613_Squadron_Mosquito_FB.VI_at_RAF_Lasham_June_1944
DeHavilland Mosquito FB.VI of RAF 613 Squadron at RAF Lasham, June 1944. This photo was taken two months after the crash in the Haagse Bos. Notice the Recognition or “D-Day” stripes on the aircraft. By Ringwayobserver – Licensed under CC BY-SA 3.0 on Wikimedia commons.

This area, the Haagse Bos, happens to lie near my in-laws home in Enschede, the Netherlands, and as the years have passed, I have often found myself hiking in the woods. A small wooden marker on the path, near the forest where the Mosquito crashed on 27 April 1994 is there to remind us of the sacrifice by these two men on a night-time raid in a almost completely wooden, high speed, light bomber.  I felt compelled to learn more about the crash. I wanted to find the spot where the plane went down, aware that very little of the aircraft would remain, since the de Havilland Mosquito was designed for speed and was mostly a wooden construction bomber built around a metal frame.

Slide1
I’ve oriented the below photographs onto the aerial photo from the late 1940s mentioned. #3 is the location of the Mosquito crash site. The photograph is oriented with North at the top of the photo, the Vliegbasis Twenthe is 2 km WSW of the crash site.
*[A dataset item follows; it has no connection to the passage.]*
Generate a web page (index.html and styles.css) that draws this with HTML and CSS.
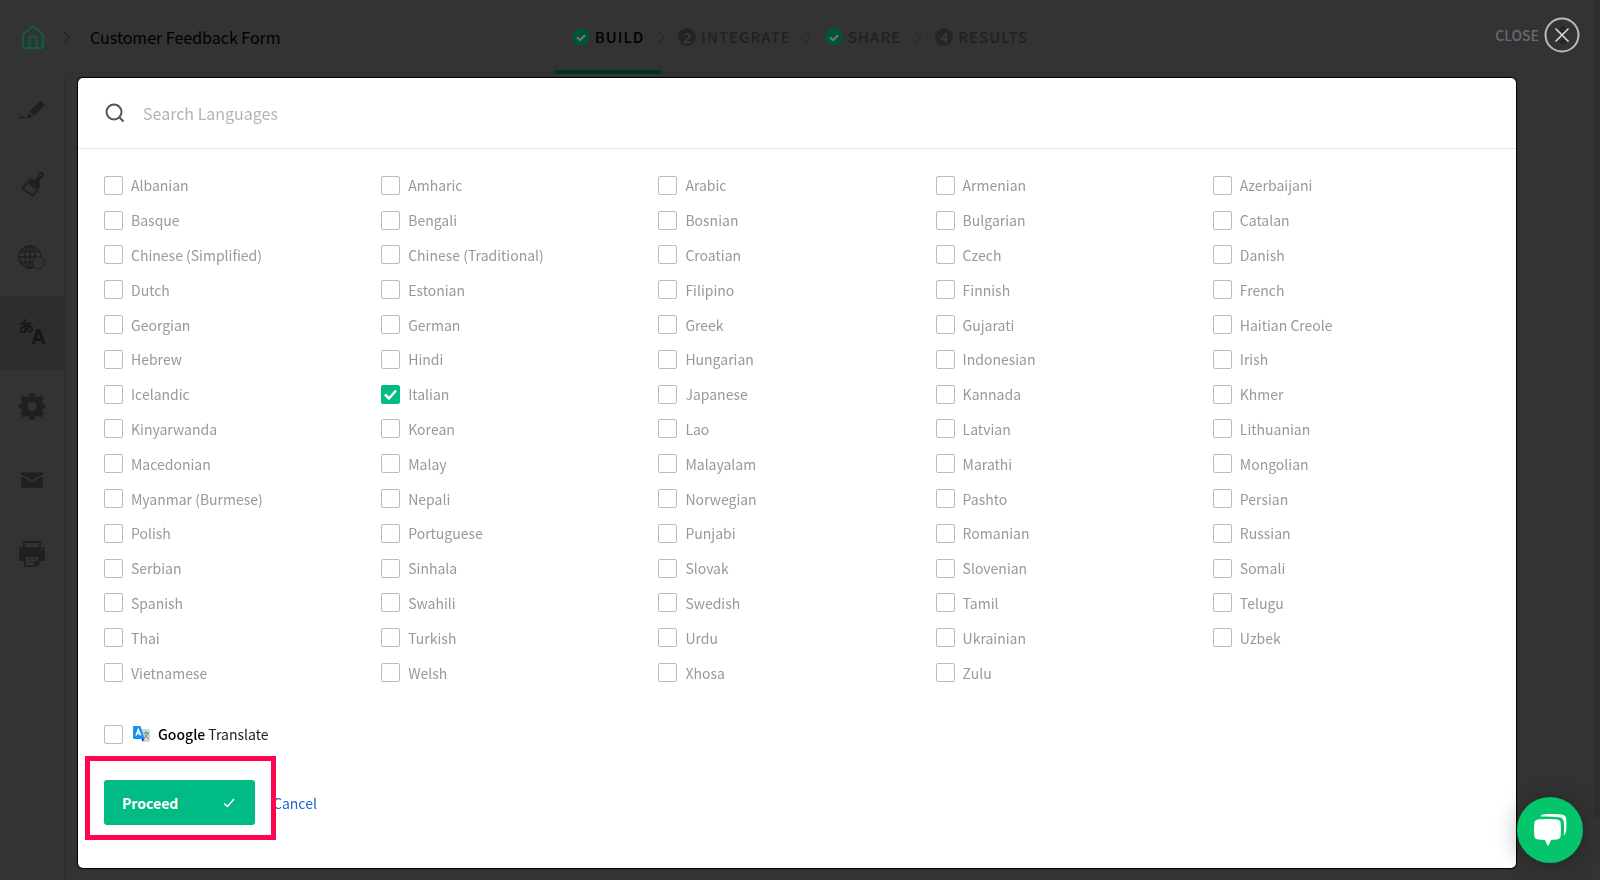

Aircraft archaeology efforts paid off quickly, as the sacrifice of the two British fliers who crashed here in 1944 were quietly honoured at the time and have been respectfully remembered by the citizens of the Dutch city of Enschede since.  An aerial photograph from the late 1940s identified the crash site, approximately 150 meters from a small wooden marker that records the crash.  From there, using the overhead photo and a picture from the 1980s which shows scarring in the trees from the Mosquitoes’ crash, I could vector in on the site.  It was during these exploratory efforts that we discovered a fresh bouquet of flowers last April, on a cold afternoon, lying next to the wooden marker near the site. The flowers were a moving, quiet act of gratitude to the two men who flew the aircraft from an anonymous person, left 71 years after their death.

This aerial photograph shows the area from above, taken in the late 1940s, and is the one which allowed me to locate the site.  At the time, the scaring in the trees from the Mosquito’s impact and fire was still visible.  (Remarkably, in the early 1980s, scarring in the trees was also mentioned in a local Dutch newspaper with an accompanying photograph, but by 2015 to 2016 I could not discern any noticeable change, most likely since some timbering took place in the area after the 1980s story).  The photos I’ve taken with my camera are numbered, with the number corresponding to a place on the aerial picture where I stood taking the photo. The v-shaped arrow shows the direction of the photograph, to help orient the ground images to the overhead photo. The location of the plane’s final position is a close approximation, since debris was likely spread as the plane hit the trees at high speed, but this final photo is the location of the wreck and visible damage to the woods from 70 years ago.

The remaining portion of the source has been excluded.